Metaphors for Change: Finding Balance in a Polarized World, Part 2

Recap

In Part 1, I discussed the prevalence of win-lose ways of thinking and speaking and how they create polarization and conflict across the spectrum of human systems. Still, I would suggest that people are not irrevocably stuck in a given point of view. In fact as an educator I believe that anyone can learn to find value in different worldviews.

I also introduced the idea that metaphors are powerful and practical communication tools because they convey, in a single image or phrase, a whole constellation of values and beliefs. Metaphors can bring new perspectives and, in doing so, open up new ways of thinking and acting in the world.

To illustrate, I explored two classic metaphors that inform our understanding of the organization, one of the most crucial forms of collective human behavior. Together they exemplify the central tension between mechanistic and humanistic approaches to organizational change. Both of these worldviews are remarkably resilient, and both have persisted side by side in our collective imagination:

The machine metaphor: Rooted in Newtonian physics, which places all authority in rational thought and science, this metaphor assumes that organizations are machines, that people are a part of those machines, and that change can be predicted, planned, quantified, and controlled. The machine metaphor has deep historical roots, dating back to the Enlightenment of the 18th century and coming to fruition with the scientific management movement of the late 19th and early 20th centuries. To this day it remains the predominant metaphor for organizations.  

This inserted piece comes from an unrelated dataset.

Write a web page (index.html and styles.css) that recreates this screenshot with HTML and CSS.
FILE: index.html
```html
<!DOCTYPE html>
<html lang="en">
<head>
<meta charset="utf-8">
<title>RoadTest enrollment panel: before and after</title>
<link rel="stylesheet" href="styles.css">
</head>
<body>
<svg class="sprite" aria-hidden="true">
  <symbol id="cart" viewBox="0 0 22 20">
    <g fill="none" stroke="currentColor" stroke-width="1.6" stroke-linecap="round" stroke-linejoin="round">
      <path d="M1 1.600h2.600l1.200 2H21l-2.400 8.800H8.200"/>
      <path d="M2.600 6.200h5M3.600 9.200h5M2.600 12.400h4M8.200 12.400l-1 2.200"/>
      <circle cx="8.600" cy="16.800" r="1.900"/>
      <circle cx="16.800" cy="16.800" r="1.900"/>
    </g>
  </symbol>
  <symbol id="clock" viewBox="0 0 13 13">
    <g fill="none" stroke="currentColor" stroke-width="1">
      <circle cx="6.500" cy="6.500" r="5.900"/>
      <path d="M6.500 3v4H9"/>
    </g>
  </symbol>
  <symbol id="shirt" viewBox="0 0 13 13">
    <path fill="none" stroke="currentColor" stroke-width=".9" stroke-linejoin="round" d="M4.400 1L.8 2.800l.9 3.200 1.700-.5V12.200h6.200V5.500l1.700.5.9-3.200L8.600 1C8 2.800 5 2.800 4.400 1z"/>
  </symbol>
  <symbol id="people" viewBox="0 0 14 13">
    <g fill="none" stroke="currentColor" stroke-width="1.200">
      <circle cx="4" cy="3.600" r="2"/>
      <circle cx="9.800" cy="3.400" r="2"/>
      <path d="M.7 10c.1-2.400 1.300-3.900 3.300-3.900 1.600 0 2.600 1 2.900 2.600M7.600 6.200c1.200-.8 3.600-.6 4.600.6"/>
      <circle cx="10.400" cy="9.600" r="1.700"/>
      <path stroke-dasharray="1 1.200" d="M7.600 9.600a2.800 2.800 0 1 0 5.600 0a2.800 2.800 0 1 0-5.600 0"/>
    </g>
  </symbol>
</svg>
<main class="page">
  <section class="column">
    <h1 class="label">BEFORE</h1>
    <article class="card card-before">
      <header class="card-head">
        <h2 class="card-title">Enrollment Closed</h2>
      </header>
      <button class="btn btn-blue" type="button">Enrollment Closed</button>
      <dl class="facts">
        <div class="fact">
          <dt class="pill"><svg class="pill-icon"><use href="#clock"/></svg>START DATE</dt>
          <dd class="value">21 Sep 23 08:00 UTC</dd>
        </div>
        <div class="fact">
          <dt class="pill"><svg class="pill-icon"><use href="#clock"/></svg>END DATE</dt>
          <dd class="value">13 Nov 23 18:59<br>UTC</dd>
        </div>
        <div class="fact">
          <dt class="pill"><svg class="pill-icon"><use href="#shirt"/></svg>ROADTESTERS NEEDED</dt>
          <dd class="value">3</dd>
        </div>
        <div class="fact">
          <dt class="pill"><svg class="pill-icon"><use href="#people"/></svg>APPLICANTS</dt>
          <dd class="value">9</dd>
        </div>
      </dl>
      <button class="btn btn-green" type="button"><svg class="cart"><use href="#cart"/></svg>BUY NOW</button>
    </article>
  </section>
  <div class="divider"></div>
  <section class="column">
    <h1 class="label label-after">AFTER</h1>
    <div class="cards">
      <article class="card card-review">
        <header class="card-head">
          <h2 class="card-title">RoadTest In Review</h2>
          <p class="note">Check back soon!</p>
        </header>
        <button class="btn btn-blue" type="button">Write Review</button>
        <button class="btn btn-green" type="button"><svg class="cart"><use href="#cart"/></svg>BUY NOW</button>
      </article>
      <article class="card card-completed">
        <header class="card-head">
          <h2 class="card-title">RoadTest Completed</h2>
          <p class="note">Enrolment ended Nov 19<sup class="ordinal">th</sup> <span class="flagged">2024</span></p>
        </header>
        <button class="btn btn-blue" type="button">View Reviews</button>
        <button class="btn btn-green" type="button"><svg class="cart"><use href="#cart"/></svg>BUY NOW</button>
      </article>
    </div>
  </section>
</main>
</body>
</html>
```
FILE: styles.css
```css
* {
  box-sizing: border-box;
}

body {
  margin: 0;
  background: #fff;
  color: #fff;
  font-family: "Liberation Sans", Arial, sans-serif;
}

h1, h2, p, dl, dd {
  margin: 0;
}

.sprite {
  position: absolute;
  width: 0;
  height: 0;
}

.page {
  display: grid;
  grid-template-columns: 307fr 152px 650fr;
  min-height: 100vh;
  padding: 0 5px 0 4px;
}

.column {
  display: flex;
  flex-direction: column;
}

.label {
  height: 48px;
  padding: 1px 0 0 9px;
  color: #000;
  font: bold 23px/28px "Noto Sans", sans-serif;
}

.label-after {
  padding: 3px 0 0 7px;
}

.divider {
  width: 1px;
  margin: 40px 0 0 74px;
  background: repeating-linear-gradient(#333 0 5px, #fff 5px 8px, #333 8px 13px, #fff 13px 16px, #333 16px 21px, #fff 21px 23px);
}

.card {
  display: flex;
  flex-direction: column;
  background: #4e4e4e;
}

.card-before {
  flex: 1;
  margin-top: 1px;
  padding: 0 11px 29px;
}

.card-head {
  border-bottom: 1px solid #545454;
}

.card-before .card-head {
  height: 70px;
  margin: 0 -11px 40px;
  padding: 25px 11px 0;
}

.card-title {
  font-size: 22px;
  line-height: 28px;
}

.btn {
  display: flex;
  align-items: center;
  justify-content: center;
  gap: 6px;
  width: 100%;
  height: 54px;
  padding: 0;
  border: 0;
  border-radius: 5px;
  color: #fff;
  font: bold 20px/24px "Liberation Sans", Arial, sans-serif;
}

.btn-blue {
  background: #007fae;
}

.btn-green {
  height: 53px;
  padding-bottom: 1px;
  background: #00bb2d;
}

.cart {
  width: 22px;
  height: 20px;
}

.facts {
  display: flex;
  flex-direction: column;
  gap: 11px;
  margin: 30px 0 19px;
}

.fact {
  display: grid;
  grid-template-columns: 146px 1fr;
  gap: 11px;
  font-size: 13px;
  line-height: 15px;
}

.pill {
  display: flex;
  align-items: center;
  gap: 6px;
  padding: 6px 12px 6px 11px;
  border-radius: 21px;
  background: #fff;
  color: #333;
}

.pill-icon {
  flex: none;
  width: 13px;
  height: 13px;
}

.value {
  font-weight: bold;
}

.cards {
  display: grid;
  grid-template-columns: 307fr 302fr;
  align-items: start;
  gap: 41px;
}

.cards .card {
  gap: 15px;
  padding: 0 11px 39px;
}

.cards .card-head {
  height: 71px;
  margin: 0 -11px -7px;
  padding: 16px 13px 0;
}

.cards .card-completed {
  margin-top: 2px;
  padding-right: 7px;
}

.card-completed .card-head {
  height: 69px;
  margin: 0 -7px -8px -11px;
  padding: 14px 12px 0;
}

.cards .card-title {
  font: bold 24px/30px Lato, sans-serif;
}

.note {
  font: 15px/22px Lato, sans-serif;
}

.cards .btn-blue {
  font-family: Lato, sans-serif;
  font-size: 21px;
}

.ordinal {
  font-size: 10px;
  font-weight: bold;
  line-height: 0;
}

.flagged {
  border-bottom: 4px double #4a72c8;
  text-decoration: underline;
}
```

The equilibrium metaphor: At the core of this worldview is the belief that organizations are human systems and that change is a social process. Inspired by a series of research studies in the early 20th century, Kurt Lewin and other behavioral scientists developed new methods for planned change that were based on humanistic and social psychology. Central to Lewin’s argument is that change occurs in three stages – unfreeze, change, and refreeze. The objective: a return to stasis, or equilibrium. From this work emerged the humanistic field of organization development (OD).

Here, in Part 2, I pick up the thread, describing two other metaphors for organizations that emerged in the past few decades. As you’ll see, these approaches bring new insights; but they also echo archetypal polarities from the past. 

Although the machine and equilibrium metaphors appeared before my time, both had a strong presence in my early training and practitioner experience. Now, as the story continues, I enter the scene as a budding practitioner . . .

The Systems Metaphor: The Resurgence of the Rational

In the second half of the 20th century, a series of tectonic changes swept away the Enlightenment’s certainty of progress and any remaining illusion of stasis. As an American baby boomer, I had a front-row seat to these revolutionary social, economic, and technological events, starting with the metamorphic 1960s and ending with Y2K and a world transformed by globalization.  

By the late 1970s, when I began my career, the field of organization development had matured. After several decades of practice, OD now offered a proven set of alternative methods, built on the premise that “the true involvement of those responsible for doing the actual work” produces better ideas, solutions, and business performance (Marshak, 2005, p. 22). Of course traditional management practices still enjoyed great popularity. But by providing a stark alternative, OD’s participatory methods had permanently altered the ideology and practice of organizational change.  

At the same time, new approaches were beginning to emerge that would recast our understanding of organizations in ways that were both a leap forward and a reinforcement of the rational principles of the machine metaphor. Two are of particular note.  

First, management discourse began to change midcentury with the advent of computers, operations research, and general systems theory. As a new worldview emerged, practitioners began to see management as a kind of systems analysis and organizations as entities that could be directed and controlled by expert managers. Then, too, the focus began to shift from theories of human motivation to a search for universal principles that would enable “managers to plan, forecast, and act more effectively” (Barley & Kunda, 1992, p. 379).  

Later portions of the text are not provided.